Voltando ao senhor que usava um suéter:
– Você sabe que meu blog é sobre direitos humanos, né?
– Direitos humanos é coisa de comunista! É coisa de bolivariano!
– Meu amigo, isso é bobagem. Os direitos humanos modernos são uma referência mínima para garantia de um conceito bem ocidental de dignidade e nasceram no seio do liberalismo. A própria Declaração Universal das Nações Unidas, de 1948, sofreu resistência do bloco soviético na época por conta, entre outros temas, da presença da propriedade privada como direito humano.
Ele me olhou por um tempo, meio perdido e respondeu:
– A gente não precisa de liberalismos por aqui, de comunistas dizendo o que a gente tem ou não que fazer, de pouca vergonha. Na minha casa e na minha empresa não entram liberalismos.
Daí, desisti. Decidi fazer um jogo de Loteca também. E torcer para o meteoro.
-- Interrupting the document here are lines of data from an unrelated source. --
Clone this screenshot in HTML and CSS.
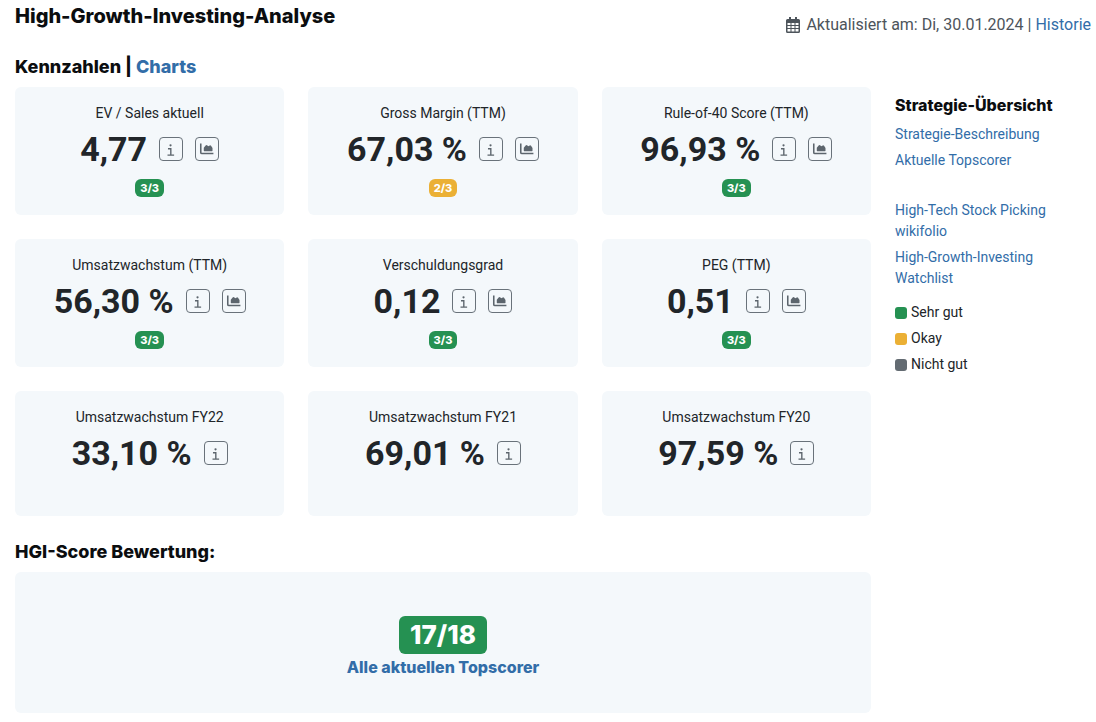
FILE: index.html
```html
<!DOCTYPE html>
<html lang="de">
<head>
<meta charset="utf-8">
<meta name="viewport" content="width=device-width, initial-scale=1">
<title>High-Growth-Investing-Analyse</title>
<link rel="stylesheet" href="styles.css">
</head>
<body>
<svg class="sprite" aria-hidden="true">
  <symbol id="info" viewBox="0 0 24 24">
    <path d="M8.700 11.700h3.100v7M8.200 18.700h7.200" fill="none" stroke="currentColor" stroke-width="1.500"/>
    <circle cx="11.500" cy="8" r="1.200" fill="currentColor"/>
  </symbol>
  <symbol id="chart" viewBox="0 0 24 24">
    <path d="M5.200 6v9.700q0 1.300 1.300 1.300H19" fill="none" stroke="currentColor" stroke-width="1.700"/>
    <path d="M8.500 14v-3.500l2-2.300q.7-.7 1.500-.3l1.500 1.100 1.500-.9q.8-.3 1.400.4l1.600 2.500v3q0 .5-.5.5h-8.500q-.5 0-.5-.5z" fill="currentColor"/>
  </symbol>
</svg>
<div class="page">
  <header class="page-header">
    <h1 class="title">High-Growth-Investing-Analyse</h1>
    <p class="updated">
      <svg class="calendar" viewBox="0 0 14 16" aria-hidden="true">
        <path fill="currentColor" fill-rule="evenodd" d="M3 0h2v2h4V0h2v2h1.500A1.500 1.500 0 0 1 14 3.500v11a1.500 1.500 0 0 1-1.500 1.500h-11A1.500 1.500 0 0 1 0 14.500v-11A1.500 1.500 0 0 1 1.500 2H3zM1.500 6v2h3V6zM5.500 6v2h3V6zM9.500 6v2h3V6zM1.500 9v2h3V9zM5.500 9v2h3V9zM9.500 9v2h3V9zM1.500 12v2.500h3V12zM5.500 12v2.500h3V12zM9.500 12v2.500h3V12z"/>
      </svg>
      <span>Aktualisiert am: Di, 30.01.2024 | <a href="#historie">Historie</a></span>
    </p>
  </header>
  <div class="columns">
    <main class="main">
      <h2 class="heading">Kennzahlen <span class="divider">|</span> <a href="#charts">Charts</a></h2>
      <div class="cards">
        <section class="card">
          <h3 class="label">EV / Sales aktuell</h3>
          <div class="row"><span class="value">4,77</span><button class="tool" aria-label="Information"><svg><use href="#info"/></svg></button><button class="tool" aria-label="Chart"><svg><use href="#chart"/></svg></button></div>
          <span class="badge">3/3</span>
        </section>
        <section class="card">
          <h3 class="label">Gross Margin (TTM)</h3>
          <div class="row"><span class="value">67,03 %</span><button class="tool" aria-label="Information"><svg><use href="#info"/></svg></button><button class="tool" aria-label="Chart"><svg><use href="#chart"/></svg></button></div>
          <span class="badge okay">2/3</span>
        </section>
        <section class="card">
          <h3 class="label">Rule-of-40 Score (TTM)</h3>
          <div class="row"><span class="value">96,93 %</span><button class="tool" aria-label="Information"><svg><use href="#info"/></svg></button><button class="tool" aria-label="Chart"><svg><use href="#chart"/></svg></button></div>
          <span class="badge">3/3</span>
        </section>
        <section class="card">
          <h3 class="label">Umsatzwachstum (TTM)</h3>
          <div class="row"><span class="value">56,30 %</span><button class="tool" aria-label="Information"><svg><use href="#info"/></svg></button><button class="tool" aria-label="Chart"><svg><use href="#chart"/></svg></button></div>
          <span class="badge">3/3</span>
        </section>
        <section class="card">
          <h3 class="label">Verschuldungsgrad</h3>
          <div class="row"><span class="value">0,12</span><button class="tool" aria-label="Information"><svg><use href="#info"/></svg></button><button class="tool" aria-label="Chart"><svg><use href="#chart"/></svg></button></div>
          <span class="badge">3/3</span>
        </section>
        <section class="card">
          <h3 class="label">PEG (TTM)</h3>
          <div class="row"><span class="value">0,51</span><button class="tool" aria-label="Information"><svg><use href="#info"/></svg></button><button class="tool" aria-label="Chart"><svg><use href="#chart"/></svg></button></div>
          <span class="badge">3/3</span>
        </section>
        <section class="card plain">
          <h3 class="label">Umsatzwachstum FY22</h3>
          <div class="row"><span class="value">33,10 %</span><button class="tool" aria-label="Information"><svg><use href="#info"/></svg></button></div>
        </section>
        <section class="card plain">
          <h3 class="label">Umsatzwachstum FY21</h3>
          <div class="row"><span class="value">69,01 %</span><button class="tool" aria-label="Information"><svg><use href="#info"/></svg></button></div>
        </section>
        <section class="card plain">
          <h3 class="label">Umsatzwachstum FY20</h3>
          <div class="row"><span class="value">97,59 %</span><button class="tool" aria-label="Information"><svg><use href="#info"/></svg></button></div>
        </section>
      </div>
      <h2 class="heading score-heading">HGI-Score Bewertung:</h2>
      <section class="score">
        <span class="total">17/18</span>
        <a class="topscorer" href="#topscorer">Alle aktuellen Topscorer</a>
      </section>
    </main>
    <aside class="side">
      <h2 class="side-heading">Strategie-Übersicht</h2>
      <ul class="links">
        <li><a href="#beschreibung">Strategie-Beschreibung</a></li>
        <li><a href="#topscorer">Aktuelle Topscorer</a></li>
      </ul>
      <ul class="links external">
        <li><a href="#wikifolio">High-Tech Stock Picking wikifolio</a></li>
        <li><a href="#watchlist">High-Growth-Investing Watchlist</a></li>
      </ul>
      <ul class="links legend">
        <li><span class="dot"></span>Sehr gut</li>
        <li><span class="dot okay"></span>Okay</li>
        <li><span class="dot bad"></span>Nicht gut</li>
      </ul>
    </aside>
  </div>
</div>
</body>
</html>
```
FILE: styles.css
```css
* { box-sizing: border-box; }
body { margin: 0; background: #fff; color: #212529; font: 14px/21px Roboto, sans-serif; }
h1, h2, h3, p, ul { margin: 0; padding: 0; }
a { color: #326da8; text-decoration: none; }
.sprite { display: none; }
.page { padding: 4px 5px 9px 15px; }
.page-header { display: flex; justify-content: space-between; align-items: flex-start; min-height: 51px; }
.title { color: #0b0d0f; font: 800 20px/24px Inter, sans-serif; }
.updated { display: flex; align-items: center; gap: 6px; padding-top: 9px; color: #4d545b; font-size: 16px; line-height: 24px; }
.calendar { width: 14px; height: 16px; }
.columns { display: grid; grid-template-columns: minmax(0, 1fr) 196px; gap: 24px; }
.heading { color: #0b0d0f; font: 800 18px/24px Inter, sans-serif; }
.divider { line-height: 20px; }
.cards { display: grid; grid-template-columns: repeat(3, minmax(0, 1fr)); gap: 24px; padding-top: 8px; }
.card { display: flex; flex-direction: column; align-items: center; padding: 16px 12px 18px; border-radius: 6px; background: #f4f8fb; }
.card.plain { padding-bottom: 38px; }
.label { font-size: 14px; font-weight: 400; line-height: 21px; }
.row { display: flex; align-items: center; gap: 12px; height: 50px; }
.value { font-size: 34px; font-weight: 700; line-height: 42px; }
.tool { width: 24px; height: 24px; padding: 0; border: 1px solid #69727a; border-radius: 4px; background: transparent; color: #5c656d; }
.tool svg { display: block; width: 22px; height: 22px; }
.badge { margin-top: 5px; padding: 0 5px; border-radius: 6px; background: #259152; color: #fff; font: 800 11px/18px Inter, sans-serif; }
.badge.okay, .dot.okay { background: #ebb035; }
.score-heading { padding-top: 24px; }
.score { display: flex; flex-direction: column; align-items: center; margin-top: 8px; padding: 44px 12px 33px; border-radius: 6px; background: #f4f8fb; }
.total { padding: 0 11px; border-radius: 6px; background: #259152; color: #fff; font: 800 26px/38px Inter, sans-serif; }
.topscorer { font: 800 16px/26px Inter, sans-serif; }
.side { padding-top: 40px; }
.side-heading { color: #0b0d0f; font: 800 16px/20px Inter, sans-serif; }
.links { display: grid; gap: 5px; padding-top: 9px; list-style: none; }
.external { padding-top: 29px; }
.legend { padding-top: 13px; }
.legend li { display: flex; align-items: center; gap: 4px; }
.dot { width: 12px; height: 12px; border-radius: 3px; background: #259152; }
.dot.bad { background: #636b72; }
```
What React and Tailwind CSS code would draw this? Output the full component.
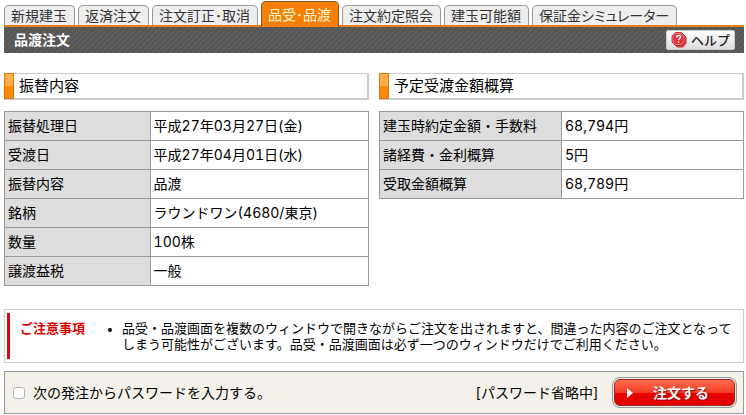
import React, { useState } from 'react';

const tabs = [
  { label: '新規建玉' },
  { label: '返済注文' },
  { label: '注文訂正･取消' },
  { label: '品受･品渡', active: true },
  { label: '注文約定照会' },
  { label: '建玉可能額' },
  { label: '保証金シミュレーター', proportional: true },
];

const transferRows = [
  ['振替処理日', '平成27年03月27日(金)'],
  ['受渡日', '平成27年04月01日(水)'],
  ['振替内容', '品渡'],
  ['銘柄', 'ラウンドワン(4680/東京)'],
  ['数量', '100株'],
  ['譲渡益税', '一般'],
];

const amountRows = [
  ['建玉時約定金額・手数料', '68,794円'],
  ['諸経費・金利概算', '5円'],
  ['受取金額概算', '68,789円'],
];

const Tab = ({ label, active, proportional }) => (
  <a
    href="#"
    aria-current={active ? 'page' : undefined}
    className={`
      block shrink-0 whitespace-nowrap rounded-t-[5px] border border-b-0 pr-[7px] pl-1.5 text-sm/5
      ${proportional ? "[font-feature-settings:'palt']" : ''}
      ${active
        ? 'relative -mb-0.5 h-[26px] border-[#8a5a1c] bg-[#f57f05] pt-[3px] text-[#fff6cf]'
        : 'h-5 border-[#999] bg-[#eee] text-[#333]'
      }
    `}
  >
    {label}
  </a>
);

const HelpIcon = () => (
  <svg className="h-4 w-4" viewBox="0 0 16 16" aria-hidden="true">
    <path d="M6 2h6l3.5 3.5v6L12 15.5H6L3 12V5z" fill="#c8434a" />
    <path d="M4.5.5h6L14 4v6l-3.5 3.5h-6L1 10V4z" fill="#e0303a" stroke="#b81c24" strokeWidth="0.8" />
    <path d="M4.9 1.5h5.200l2.900 2.900v5.200l-2.900 2.900H4.900L2 9.600V4.400z" fill="none" stroke="#f6a3a5" strokeWidth="0.7" />
    <path d="M5.500 5.400c0-1.200.9-1.900 2.100-1.900s2 .7 2 1.700c0 1.500-2 1.400-2 3" fill="none" stroke="#fff" strokeWidth="1.300" />
    <path d="M6.900 9.300h1.400v1.400H6.900z" fill="#fff" />
  </svg>
);

const SectionHeading = ({ children }) => (
  <div className="flex h-[27px] border border-r-2 border-b-2 border-[#ccc]">
    <span className="-mt-px -ml-px h-[26px] w-2.5 shrink-0 border border-[#dc7410] bg-linear-to-b from-[#ffae4a] from-50% to-[#ff8a00] to-50%" />
    <h2 className="pl-[5px] text-[15px]/6 font-normal">{children}</h2>
  </div>
);

const DetailTable = ({ rows, headClass, label }) => (
  <table aria-label={label} className="mt-[11px] w-full table-fixed border-collapse text-sm/5 tabular-nums">
    <tbody>
      {rows.map(([name, value]) => (
        <tr key={name} className="h-[29px]">
          <th scope="row" className={`${headClass} border border-[#999] bg-[#ddd] px-[3px] text-left font-normal`}>
            {name}
          </th>
          <td className="border border-[#999] bg-white px-[3px]">{value}</td>
        </tr>
      ))}
    </tbody>
  </table>
);

const App = () => {
  const [askPassword, setAskPassword] = useState(false);

  return (
    <div className="bg-white pt-px pr-0.5 pb-0.5 pl-1 font-['Inter','Noto_Sans_CJK_JP',sans-serif] text-black">
      <nav className="flex items-end gap-[3px]">
        {tabs.map((tab) => (
          <Tab key={tab.label} {...tab} />
        ))}
      </nav>

      <header className="flex h-7 items-center justify-between border-t-2 border-[#e87f18] bg-[repeating-linear-gradient(135deg,#555_0_2px,#5e5e5e_2px_4px)] pr-[9px] pl-2.5">
        <h1 className="text-sm/5 font-bold text-white">品渡注文</h1>
        <button
          type="button"
          className="flex h-5 items-center gap-1 rounded-xs border border-[#ccc] bg-linear-to-b from-white to-[#ddd] px-1 text-[13px]/4 font-medium text-[#222]"
        >
          <HelpIcon />
          ヘルプ
        </button>
      </header>

      <main>
        <div className="mt-5 grid grid-cols-2 items-start gap-2.5">
          <section>
            <SectionHeading>振替内容</SectionHeading>
            <DetailTable rows={transferRows} headClass="w-2/5" label="振替内容" />
          </section>
          <section>
            <SectionHeading>予定受渡金額概算</SectionHeading>
            <DetailTable rows={amountRows} headClass="w-1/2" label="予定受渡金額概算" />
          </section>
        </div>

        <section className="mt-[23px] border border-[#ccc] py-[3px] pl-0.5">
          <div className="flex border-l-[3px] border-[#d20a11] pt-[7px] pb-[7px] pl-2.5 text-[13px]/4">
            <h2 className="w-[90px] shrink-0 font-bold text-[#dd0000]">ご注意事項</h2>
            <ul className="min-w-0 list-disc pl-3 marker:text-[11px]">
              <li>
                品受・品渡画面を複数のウィンドウで開きながらご注文を出されますと、間違った内容のご注文となってしまう可能性がございます。品受・品渡画面は必ず一つのウィンドウだけでご利用ください。
              </li>
            </ul>
          </div>
        </section>

        <form
          className="mt-2 flex items-center justify-between border border-[#999] bg-[#f4f1ea] py-[5px] pr-1.5 pl-2 text-sm/5"
          onSubmit={(e) => e.preventDefault()}
        >
          <label className="flex items-center gap-2">
            <input
              type="checkbox"
              checked={askPassword}
              onChange={(e) => setAskPassword(e.target.checked)}
              className="h-3 w-3 appearance-none rounded-[3px] border border-[#b5b5b5] bg-white checked:bg-[#e00]"
            />
            次の発注からパスワードを入力する。
          </label>
          <div className="flex items-center gap-3.5">
            <span>[パスワード省略中]</span>
            <button type="submit" className="rounded-lg border border-[#999] bg-[#eee] p-px">
              <span className="flex h-[27px] w-[121px] items-center rounded-md border border-[#9c2a20] bg-linear-to-b from-[#ff6a50] via-[#f33a22] via-50% to-[#e60000] to-50% pl-3 font-bold text-white">
                <svg className="h-2.5 w-1.5" viewBox="0 0 6 10" aria-hidden="true">
                  <path d="M0 0l6 5-6 5z" fill="currentColor" />
                </svg>
                <span className="pl-5 [text-shadow:1px_1px_1px_#8b1010]">注文する</span>
              </span>
            </button>
          </div>
        </form>
      </main>
    </div>
  );
};

export default App;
A moral da história é: Você, irresponsável, que veicula desinformação, ignorância e estupidez pelas redes sociais, saiba que esse homem chegou a esse fundo do poço graças à sua ajuda. Espero que tenha muito orgulho disso. Pois a questão não é ser progressista ou conservador, mas é circular informações equivocadas, muitas delas com potencial para gerar violência – física ou simbólica. O que dói mais não é ser cuspido ou agredido na rua, mas saber que isso está sendo feito com base em desinformação distribuída com o objetivo de criar um exército de zumbis.
Ao mesmo tempo, congratulações aos veículos de comunicação que insuflam o Fla-Flu político sem se preocupar que seus leitores não foram formados para serem leitores. Muitos não veem necessidade em buscar pluralidade nas fontes que lhes informam e acreditam que estão sendo municiados para uma guerra.
E parabéns também aos outros tantos que sabem que tudo isso acontece, mas preferem ficar dentro de sua bolha na rede social, achando que o mundo lá fora é a barbárie e tudo o que você precisa está no seu bar vilamadalenizado ou no seu grupos de amigos praianos.
Pois a ignorância coletiva precisa, para se reproduzir, do silêncio dos que têm consciência, mas não falam.